Step slowly onto the balance-transfer wagon
When you're trying to pay down debt, a balance transfer to a credit card with a lower interest rate may seem like a good idea. After all, the lower rate will save you interest fees, right? Not necessarily, according to a number of financial experts who say the money transfer game should only be played if all of the rules are understood.
"We tend to recommend against balance transfers because basically what you've got is a situation where you're not really making any progress," says Nick Jacobs, spokesman for the National Foundation for Credit Counseling. "All you're doing is perpetuating your debt because you're moving your debt from one card to another. All you're really doing is trying to stay ahead. It's a tough proposition."
The process works like this. Say you have $10,000 in debt on a card that is charging you 18.9 percent interest. You get a credit card solicitation in the mail offering you 3.9 percent if you transfer your current debt load to the new card. At first glance this sounds like a terrific deal since your new interest rate will be 15 percentage points lower.

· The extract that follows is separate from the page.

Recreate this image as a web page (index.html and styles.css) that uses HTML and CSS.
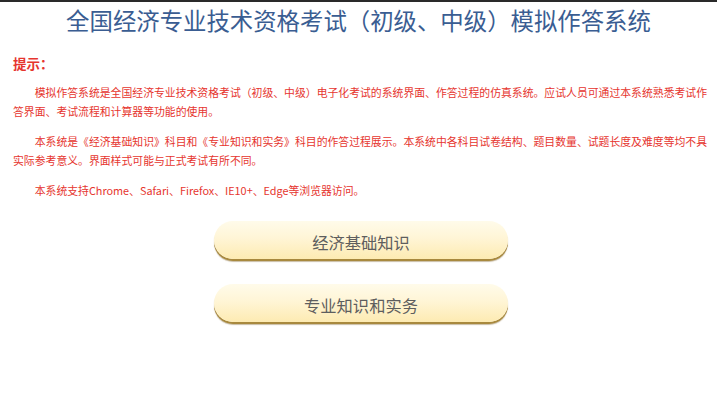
FILE: index.html
```html
<!DOCTYPE html>
<html lang="zh-CN">
<head>
<meta charset="utf-8">
<title>全国经济专业技术资格考试（初级、中级）模拟作答系统</title>
<link rel="stylesheet" href="styles.css">
</head>
<body>
<div class="page">
  <h1 class="title">全国经济专业技术资格考试（初级、中级）模拟作答系统</h1>
  <div class="tips">
    <div class="tips-head">提示：</div>
    <p class="tip">模拟作答系统是全国经济专业技术资格考试（初级、中级）电子化考试的系统界面、作答过程的仿真系统。应试人员可通过本系统熟悉考试作答界面、考试流程和计算器等功能的使用。</p>
    <p class="tip">本系统是《经济基础知识》科目和《专业知识和实务》科目的作答过程展示。本系统中各科目试卷结构、题目数量、试题长度及难度等均不具实际参考意义。界面样式可能与正式考试有所不同。</p>
    <p class="tip">本系统支持Chrome、Safari、Firefox、IE10+、Edge等浏览器访问。</p>
  </div>
  <div class="actions">
    <a class="subject-btn" href="#">经济基础知识</a>
    <a class="subject-btn" href="#">专业知识和实务</a>
  </div>
</div>
</body>
</html>
```

FILE: styles.css
```css
html, body {
  margin: 0;
  padding: 0;
  background: #ffffff;
}

body {
  font-family: "Noto Sans CJK SC", "Noto Sans", sans-serif;
}

.page {
  border-top: 2px solid #2a2a2a;
  width: 717px;
  min-height: 406px;
}

.title {
  margin: 0;
  height: 36px;
  line-height: 36px;
  font-size: 23.4px;
  font-weight: normal;
  color: #3a5d92;
  text-align: center;
  white-space: nowrap;
}

.tips {
  padding: 0 0 0 13px;
  width: 696px;
  color: #e6352e;
}

.tips-head {
  margin-top: 16px;
  font-size: 13.5px;
  line-height: 19px;
  font-weight: bold;
}

.tip {
  margin: 10px 0 0 0;
  font-size: 10.85px;
  line-height: 19px;
  text-indent: 2em;
}

.tip + .tip {
  margin-top: 11px;
}

.actions {
  display: flex;
  flex-direction: column;
  align-items: center;
  gap: 25px;
  margin-top: 21px;
  padding-left: 5px;
}

.subject-btn {
  display: flex;
  align-items: center;
  justify-content: center;
  box-sizing: border-box;
  width: 294px;
  height: 38px;
  padding-top: 4px;
  border-radius: 19px;
  background: linear-gradient(180deg, #fffbea 0%, #fff5d6 45%, #fdebb2 100%);
  box-shadow: 0 2px 0 #a8893e, 0 3px 1px rgba(120, 90, 30, 0.4);
  color: #5e5e5e;
  font-size: 16.3px;
  text-decoration: none;
}
```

But balance transfer offers tend to be temporary, as credit card companies seek to entice new customers with low rates only to raise them a few months later. In many cases, once the promotional period is over, a consumer is stuck with an interest rate that's higher than the initial rate with which he or she started.
Another factor to keep in mind is the effect balance transfers will have on your credit score. If you're constantly opening new lines of credit so you can transfer your debt, you may be doing more damage than good because multiple credit inquiries and the opening of new lines of credit cause your score to drop.

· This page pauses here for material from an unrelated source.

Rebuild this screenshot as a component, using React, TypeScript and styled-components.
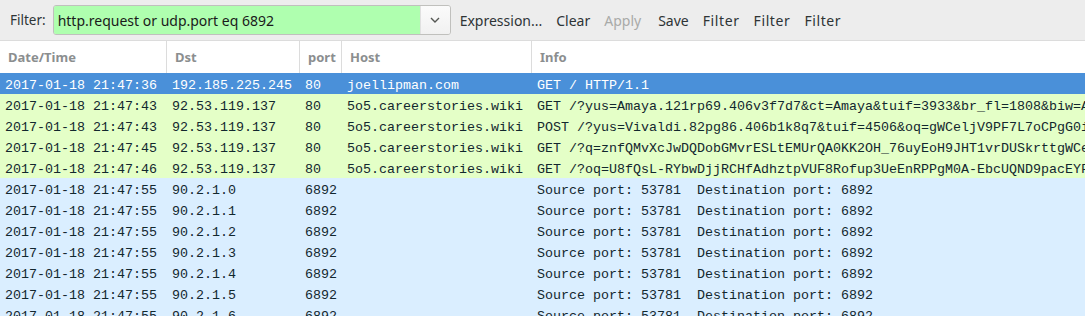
import styled, { createGlobalStyle } from "styled-components";

const GlobalStyle = createGlobalStyle`
  body {
    margin: 0;
    background: #ededed;
    font-family: "Noto Sans", "DejaVu Sans", sans-serif;
    overflow: hidden;
  }
`;

type Kind = "selected" | "http" | "udp";

interface Packet {
  time: string;
  dst: string;
  port: string;
  host: string;
  info: string;
  kind: Kind;
}

const udp = (n: number): Packet => ({
  time: "2017-01-18 21:47:55",
  dst: `90.2.1.${n}`,
  port: "6892",
  host: "",
  info: "Source port: 53781  Destination port: 6892",
  kind: "udp",
});

const packets: Packet[] = [
  {
    time: "2017-01-18 21:47:36",
    dst: "192.185.225.245",
    port: "80",
    host: "joellipman.com",
    info: "GET / HTTP/1.1",
    kind: "selected",
  },
  {
    time: "2017-01-18 21:47:43",
    dst: "92.53.119.137",
    port: "80",
    host: "5o5.careerstories.wiki",
    info: "GET /?yus=Amaya.121rp69.406v3f7d7&ct=Amaya&tuif=3933&br_fl=1808&biw=A",
    kind: "http",
  },
  {
    time: "2017-01-18 21:47:43",
    dst: "92.53.119.137",
    port: "80",
    host: "5o5.careerstories.wiki",
    info: "POST /?yus=Vivaldi.82pg86.406b1k8q7&tuif=4506&oq=gWCeljV9PF7L7oCPgG0i",
    kind: "http",
  },
  {
    time: "2017-01-18 21:47:45",
    dst: "92.53.119.137",
    port: "80",
    host: "5o5.careerstories.wiki",
    info: "GET /?q=znfQMvXcJwDQDobGMvrESLtEMUrQA0KK2OH_76uyEoH9JHT1vrDUSkrttgWCe",
    kind: "http",
  },
  {
    time: "2017-01-18 21:47:46",
    dst: "92.53.119.137",
    port: "80",
    host: "5o5.careerstories.wiki",
    info: "GET /?oq=U8fQsL-RYbwDjjRCHfAdhztpVUF8Rofup3UeEnRPPgM0A-EbcUQND9pacEYF",
    kind: "http",
  },
  udp(0),
  udp(1),
  udp(2),
  udp(3),
  udp(4),
  udp(5),
  udp(6),
];

const rowColors: Record<Kind, { bg: string; fg: string }> = {
  selected: { bg: "#4a90d9", fg: "#ffffff" },
  http: { bg: "#e4ffc7", fg: "#12272e" },
  udp: { bg: "#daeeff", fg: "#12272e" },
};

const columns = "167px 133px 42px 190px 1fr";

const Toolbar = styled.div`
  display: flex;
  align-items: center;
  height: 40px;
  padding-left: 10px;
  background: #ededed;
  border-bottom: 1px solid #dcdcdc;
  font-size: 13.5px;
  color: #2e3436;
`;

const FilterLabel = styled.span`
  margin-right: 7px;
`;

const FilterCombo = styled.div`
  display: flex;
  width: 398px;
  height: 30px;
  box-sizing: border-box;
  border: 1px solid #c0c0bd;
  border-radius: 3px;
  overflow: hidden;
  margin-right: 2px;
`;

const FilterInput = styled.div`
  flex: 1;
  background: #afffaf;
  display: flex;
  align-items: center;
  padding-left: 4px;
  font-size: 14px;
  color: #1a1a1a;
`;

const DropButton = styled.div`
  width: 29px;
  display: flex;
  align-items: center;
  justify-content: center;
  background: linear-gradient(#fbfbfb, #f1f1f1);
  border-left: 1px solid #e0e0e0;
`;

const ToolButton = styled.span<{ $disabled?: boolean; $wide?: boolean }>`
  padding: 0 7px;
  font-size: 14px;
  letter-spacing: ${({ $wide }) => ($wide ? "0.6px" : "0")};
  color: ${({ $disabled }) => ($disabled ? "#a9aaa8" : "#2e3436")};
  &:nth-of-type(5) {
    margin-left: 3px;
  }
`;

const Table = styled.div`
  background: #ffffff;
`;

const HeaderRow = styled.div`
  display: grid;
  grid-template-columns: ${columns};
  height: 32px;
  background: #ffffff;
`;

const HeaderCell = styled.div`
  display: flex;
  align-items: center;
  padding-left: 8px;
  border-right: 1px solid #dcdcdc;
  font-weight: bold;
  font-size: 13px;
  color: #8b8e8f;
  overflow: hidden;
  white-space: nowrap;
  &:last-child {
    border-right: none;
  }
`;

const Row = styled.div<{ $kind: Kind }>`
  display: grid;
  grid-template-columns: ${columns};
  height: 21px;
  box-sizing: border-box;
  padding-top: 3px;
  align-items: center;
  background: ${({ $kind }) => rowColors[$kind].bg};
  color: ${({ $kind }) => rowColors[$kind].fg};
  font-family: "Liberation Mono", "DejaVu Sans Mono", monospace;
  font-size: 13.33px;
`;

const Cell = styled.div`
  padding-left: 5px;
  white-space: pre;
  overflow: hidden;
`;

const Chevron = () => (
  <svg width="10" height="6" viewBox="0 0 10 6">
    <path d="M1 1 L5 5 L9 1" fill="none" stroke="#555753" strokeWidth="1.4" />
  </svg>
);

export default function App() {
  return (
    <>
      <GlobalStyle />
      <Toolbar>
        <FilterLabel>Filter:</FilterLabel>
        <FilterCombo>
          <FilterInput>http.request or udp.port eq 6892</FilterInput>
          <DropButton>
            <Chevron />
          </DropButton>
        </FilterCombo>
        <ToolButton>Expression...</ToolButton>
        <ToolButton>Clear</ToolButton>
        <ToolButton $disabled>Apply</ToolButton>
        <ToolButton>Save</ToolButton>
        <ToolButton $wide>Filter</ToolButton>
        <ToolButton $wide>Filter</ToolButton>
        <ToolButton $wide>Filter</ToolButton>
      </Toolbar>
      <Table>
        <HeaderRow>
          <HeaderCell>Date/Time</HeaderCell>
          <HeaderCell>Dst</HeaderCell>
          <HeaderCell>port</HeaderCell>
          <HeaderCell>Host</HeaderCell>
          <HeaderCell>Info</HeaderCell>
        </HeaderRow>
        {packets.map((p, i) => (
          <Row key={i} $kind={p.kind}>
            <Cell>{p.time}</Cell>
            <Cell>{p.dst}</Cell>
            <Cell>{p.port}</Cell>
            <Cell>{p.host}</Cell>
            <Cell>{p.info}</Cell>
          </Row>
        ))}
      </Table>
    </>
  );
}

Creditors will also be able to see your pattern of transferring balances and that might affect a lender's decision to extend credit at a later date, says Jennifer 'J.B.' Bryan, president of J. B. Bryan Financial Group, based in Washington, D.C.
"If you keep switching, it will be on your credit report and that may stop you from being attractive to creditors," Bryan says.

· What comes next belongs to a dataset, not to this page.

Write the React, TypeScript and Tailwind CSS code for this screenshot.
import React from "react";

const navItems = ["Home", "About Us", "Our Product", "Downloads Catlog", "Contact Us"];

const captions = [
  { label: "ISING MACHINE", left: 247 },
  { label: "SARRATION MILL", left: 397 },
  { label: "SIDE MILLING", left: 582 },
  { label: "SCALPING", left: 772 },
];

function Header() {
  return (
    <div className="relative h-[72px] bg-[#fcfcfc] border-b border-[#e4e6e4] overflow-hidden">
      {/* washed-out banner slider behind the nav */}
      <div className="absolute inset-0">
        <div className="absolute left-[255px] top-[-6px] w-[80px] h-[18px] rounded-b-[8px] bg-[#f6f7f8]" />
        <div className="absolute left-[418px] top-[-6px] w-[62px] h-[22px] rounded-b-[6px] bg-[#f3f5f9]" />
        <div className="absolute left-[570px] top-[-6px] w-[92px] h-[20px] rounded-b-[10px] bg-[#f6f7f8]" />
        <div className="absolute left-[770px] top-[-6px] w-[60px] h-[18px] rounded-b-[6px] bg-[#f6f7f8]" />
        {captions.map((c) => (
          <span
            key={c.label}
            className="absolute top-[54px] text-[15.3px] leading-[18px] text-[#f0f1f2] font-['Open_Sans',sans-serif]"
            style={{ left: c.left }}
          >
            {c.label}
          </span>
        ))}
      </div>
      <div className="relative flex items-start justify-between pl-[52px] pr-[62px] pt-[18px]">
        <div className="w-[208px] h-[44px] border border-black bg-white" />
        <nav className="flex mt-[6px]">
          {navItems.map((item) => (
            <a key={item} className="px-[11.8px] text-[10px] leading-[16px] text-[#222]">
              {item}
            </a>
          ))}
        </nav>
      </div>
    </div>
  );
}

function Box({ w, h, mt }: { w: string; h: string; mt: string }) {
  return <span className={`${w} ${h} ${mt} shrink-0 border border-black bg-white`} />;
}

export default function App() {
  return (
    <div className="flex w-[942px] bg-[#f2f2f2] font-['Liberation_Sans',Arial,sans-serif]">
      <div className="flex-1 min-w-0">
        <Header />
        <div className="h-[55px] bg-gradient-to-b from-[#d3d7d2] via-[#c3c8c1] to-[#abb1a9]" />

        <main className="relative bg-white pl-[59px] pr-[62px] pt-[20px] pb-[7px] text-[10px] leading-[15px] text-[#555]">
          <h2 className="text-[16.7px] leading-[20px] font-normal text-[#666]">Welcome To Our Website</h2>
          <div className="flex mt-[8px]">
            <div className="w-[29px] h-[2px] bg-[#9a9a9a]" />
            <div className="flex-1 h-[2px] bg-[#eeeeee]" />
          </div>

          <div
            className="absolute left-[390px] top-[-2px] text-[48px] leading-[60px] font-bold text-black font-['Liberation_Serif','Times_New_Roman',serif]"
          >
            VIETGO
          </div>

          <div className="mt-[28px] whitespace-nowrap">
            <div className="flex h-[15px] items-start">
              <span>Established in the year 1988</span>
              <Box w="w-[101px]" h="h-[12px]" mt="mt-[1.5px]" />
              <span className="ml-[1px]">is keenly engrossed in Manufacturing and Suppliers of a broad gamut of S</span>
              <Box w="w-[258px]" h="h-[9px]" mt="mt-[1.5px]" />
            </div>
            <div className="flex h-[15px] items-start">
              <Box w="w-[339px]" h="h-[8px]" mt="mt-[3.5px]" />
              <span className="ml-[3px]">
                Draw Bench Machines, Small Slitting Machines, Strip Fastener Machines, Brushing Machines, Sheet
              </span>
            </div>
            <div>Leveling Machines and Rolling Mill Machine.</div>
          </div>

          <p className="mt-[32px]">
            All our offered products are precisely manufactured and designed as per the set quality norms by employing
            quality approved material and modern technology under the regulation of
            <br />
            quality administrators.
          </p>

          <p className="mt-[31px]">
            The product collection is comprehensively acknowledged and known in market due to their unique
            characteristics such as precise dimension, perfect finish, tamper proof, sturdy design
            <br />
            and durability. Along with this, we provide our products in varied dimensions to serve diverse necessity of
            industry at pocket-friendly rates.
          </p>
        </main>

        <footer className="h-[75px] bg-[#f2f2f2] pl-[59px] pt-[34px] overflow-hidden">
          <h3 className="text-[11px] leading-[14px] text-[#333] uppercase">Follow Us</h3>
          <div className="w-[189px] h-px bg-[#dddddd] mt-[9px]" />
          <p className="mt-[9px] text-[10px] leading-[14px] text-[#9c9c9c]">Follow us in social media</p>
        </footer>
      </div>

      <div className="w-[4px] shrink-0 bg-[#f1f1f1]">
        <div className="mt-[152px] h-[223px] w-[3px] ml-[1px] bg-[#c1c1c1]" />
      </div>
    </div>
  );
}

Making balance transfers work
That's not to say that transferring debt to a lower-interest credit card is always a bad proposition. "If you do switch, you have to have a full strategy in which you're going to pay it off during the promotional period," says Bryan.
Say you plan to pay off your debt in six months, and a credit card offer comes your way that promises a significantly lower interest rate for the next six months. That offer might be a good one since it can expedite your payoff plan and save you money down the road.
However, you've got to be committed to paying down the debt. The lower interest rate will likely lead to a lower minimum payment. If you spend the extra money rather than funnel your funds to paying off the debt, you might find yourself back in debt trouble or still making payments six months later when the promotional period ends.